A tour of circular villages in the south of France
The round villages of the Hérault, Aude and Gard departments in the south of France are first examples of mathematical medieval town planning in Europe
Saint-Pons de Mauchiens (pictured) is a circular village that grew around a castle during the tenth and eleventh centuries, and which now has a church at its centre Pic: LianeM | Shutterstock
The southwest of France rightly relishes its rich heritage of medieval bastides, those rectangular villages built to a geometric grid plan around a central square. Historians and visitors alike have walked their regular streets, marvelling at the ingenuity of the medieval town planner and appreciating the logic of how daily life was organised.
But grids and right-angles aren’t everything. For some medieval builders, the circle was the thing.
In 1987, an architect and town planner published an article in the journal highlighting the significant number of round villages dotted about the Languedoc region, and especially in the Hérault, Aude and Gard departments.
The article described how these villages, with their concentric circles of dwellings built around a nucleus – often a church, place, or castle – were the first examples of mathematical medieval town planning in Europe, preceding the famous bastides of the thirteenth and fourteenth centuries by around two hundred years.
The author proposed that these circular villages were the result of a mathematical model of spatial organisation. The settlements were believed to have been planned systematically using a rope attached to a central stake to create the radius of a circle.
This innovation was attributed to the patronage of the noble Trencavel dynasty of Carcassonne-Béziers, powerful at the end of the eleventh and beginning of the twelfth century.
The revelation about such early, innovative town planning was manna from heaven for the region’s small villages, whose youngsters frequently moved away to towns and cities for work. One medieval circular village, Paulhan, proceeded to form the Association des Villages Circulaires to valorise and promote its members’ special circular status.
The list of villages in the south of France which could tick all the boxes on the association’s checklist, which required applicants to prove medieval origins and supply aerial photographs, began to grow. A new word was created to describe them – circulades.
Journalists started to write about their mysterious and mythical origins, waxing lyrical about the spiritual symbolism of the circle. And as the internet took off, so tourism websites began to promote their region’s more diminutive and off-thebeaten- track circular villages.

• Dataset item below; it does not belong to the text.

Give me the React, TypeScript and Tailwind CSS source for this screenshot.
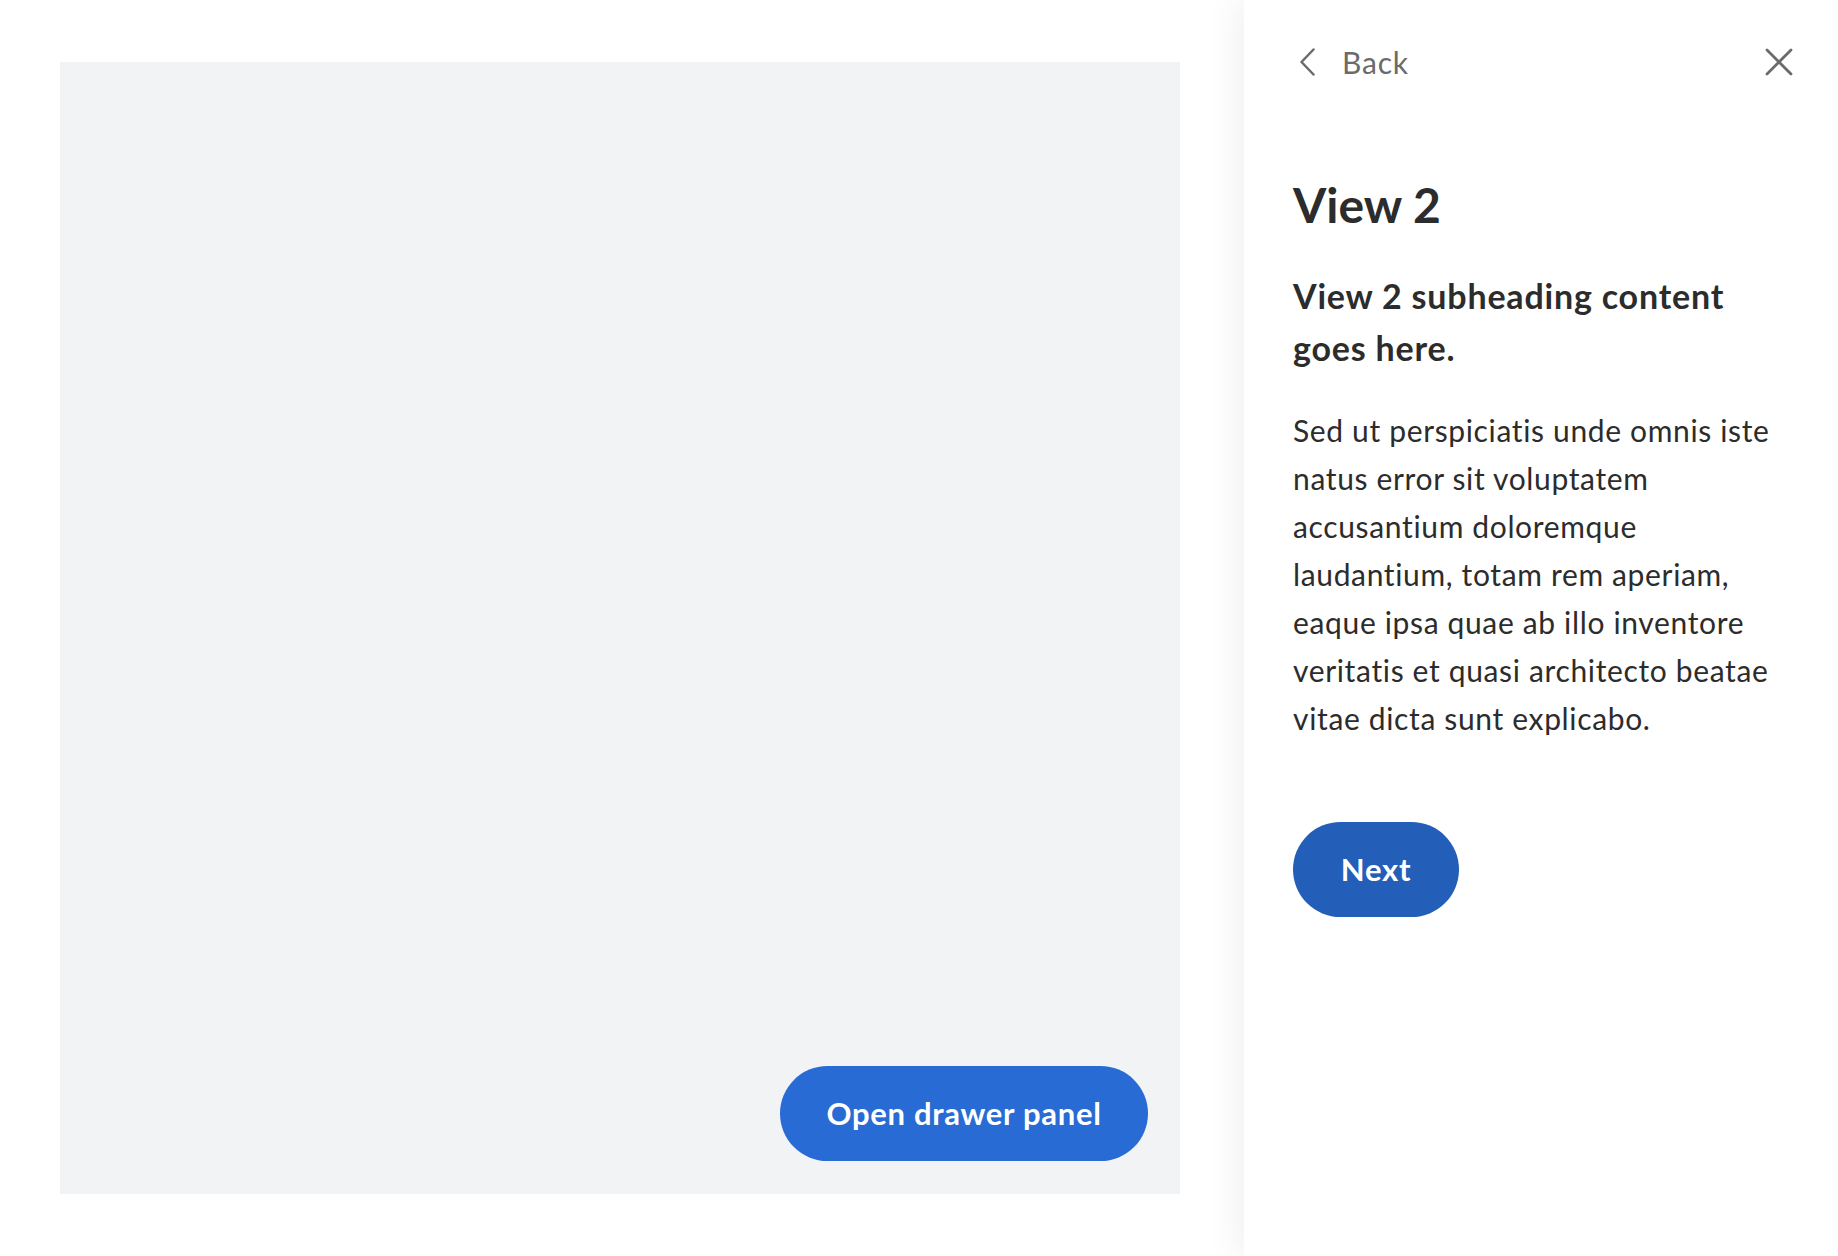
import React from "react";

export default function App() {
  return (
    <div
      className="flex w-[1838px] h-[1256px] bg-white overflow-hidden [font-variant-ligatures:no-common-ligatures]"
      style={{ fontFamily: "Lato, 'Noto Sans', sans-serif" }}
    >
      <main className="w-[1244px] shrink-0 pl-[60px] pr-[64px] pt-[62px] pb-[62px]">
        <div className="w-full h-full bg-[#f2f3f5] flex items-end justify-end pr-[32px] pb-[33px]">
          <button className="h-[95px] w-[368px] rounded-full bg-[#286bd4] text-white text-[31px] tracking-[0.7px] font-bold leading-none">
            Open drawer panel
          </button>
        </div>
      </main>
      <aside className="flex-1 bg-white shadow-[-10px_0_30px_rgba(0,0,0,0.05)] pl-[49px] pr-[45px] pt-[44px] relative">
        <div className="flex items-center justify-between h-[36px]">
          <button className="flex items-center gap-[27px] pl-[6px] text-[#6b6b6b] text-[30px] tracking-[0.8px] leading-[36px]">
            <svg width="16" height="28" viewBox="0 0 16 28" fill="none">
              <path d="M14.5 1.5 L2.5 14 L14.5 26.5" stroke="#6b6b6b" strokeWidth="2.5" strokeLinecap="round" strokeLinejoin="round" />
            </svg>
            <span>Back</span>
          </button>
          <button className="w-[28px] h-[28px] flex items-center justify-center">
            <svg width="28" height="28" viewBox="0 0 28 28" fill="none">
              <path d="M2 2 L26 26 M26 2 L2 26" stroke="#6b6b6b" strokeWidth="2.8" strokeLinecap="round" />
            </svg>
          </button>
        </div>
        <div className="mt-[96px] w-[494px] text-[#2c2c2c]">
          <h1 className="text-[48px] leading-[57.6px] font-bold">View 2</h1>
          <h2 className="mt-[36px] text-[34px] tracking-[0.8px] leading-[52px] font-bold">
            View 2 subheading content goes here.
          </h2>
          <p className="mt-[32px] text-[30px] tracking-[0.65px] leading-[48px]">
            Sed ut perspiciatis unde omnis iste natus error sit voluptatem accusantium doloremque laudantium,
            totam rem aperiam, eaque ipsa quae ab illo inventore veritatis et quasi architecto beatae vitae dicta
            sunt explicabo.
          </p>
          <button className="mt-[80px] h-[95px] w-[166px] rounded-full bg-[#235eb8] text-white text-[31px] tracking-[0.8px] font-bold leading-none">
            Next
          </button>
        </div>
      </aside>
    </div>
  );
}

This tidal wave of interest on the back of a sudden discovery should, however, come with a caveat. Although the architect who wrote the article, and then a book on the subject, offered a compelling thesis, one that clearly helped to promote regional heritage, historians ever since have stressed the multiple reasons for these villages’ circular forms, and that there is no one, simple or symbolic explanation for their development.
The creation and expansion of each circular village depended on many different factors, often dictated by topography. Some grew up around a castle and moat, others around the church, the spiritual centre of every medieval Christian’s life.
Those that now have an empty square – or perhaps we should say place – at their centre almost always had originally either a church or castle that has since been destroyed.
Take Fourcès, for example. For many years it was considered to be a thirteenth-century bastide, but the discovery of an eleventh-century charter naming Fourcès, and built around a castle long-since disappeared, proves otherwise (see right).
And while the 1990s’ word circulade has gradually fallen out of usage, many circular villages in the south of France continue to promote arcs rather than angles, and to cast a spell on their visitors. The clamour in the 1990s and 2000s to become a member of the circulades club often rested on the village’s ability to supply an aerial photo to reveal the required perfect concentric circles.
Today, however, to appreciate the enduring character, history and heritage of these charming villages requires nothing more than meandering around their winding streets.
Two circular villages to explore in Languedoc
Fourcès can lay claim to being the only circular village in Gascony. From the eleventh century the village’s buildings sprang up around a castle in the central place, the settlement’s presence documented in a charter of 1068.
In 1289 the victorious Edward I of England granted the village a customs charter, thereby bestowing it with bastide status. The thirteenth-century clock tower is one of the oldest survivors among the circle of medieval, seventeenth- and eighteenth-century houses, and forms a picturesque remnant of the round village’s past.
The castle is no more, but in its place plane trees create a tranquil spot where locals meet to pass the time of day and play boules.
Bram shouts its circular medieval heritage from the rooftops – or more specifically from its website. It is the largest, and most complete example of a round village in Occitanie.
Although historians cannot be sure of the settlement’s medieval circular origins (in antiquity it was called Eburomagus), the general consensus is that in the eleventh century an initial ring of buildings grew up in a circle with a diameter of around 75 metres, probably under ecclesiastical authority, and defended by a moat.
The diameter had doubled to nearly 150 metres by the twelfth century, its buildings gathered in concentric circles around a castle under seigneurial rule. The church of Saint-Julien is mentioned in the historical record for the first time in 1210. By the fourteenth century the castle had moved to the north of the central church, and the village’s inhabited diameter reached 195 metres. Bram’s layout proves that here at least the medieval church, not the castle, was at the core of village life.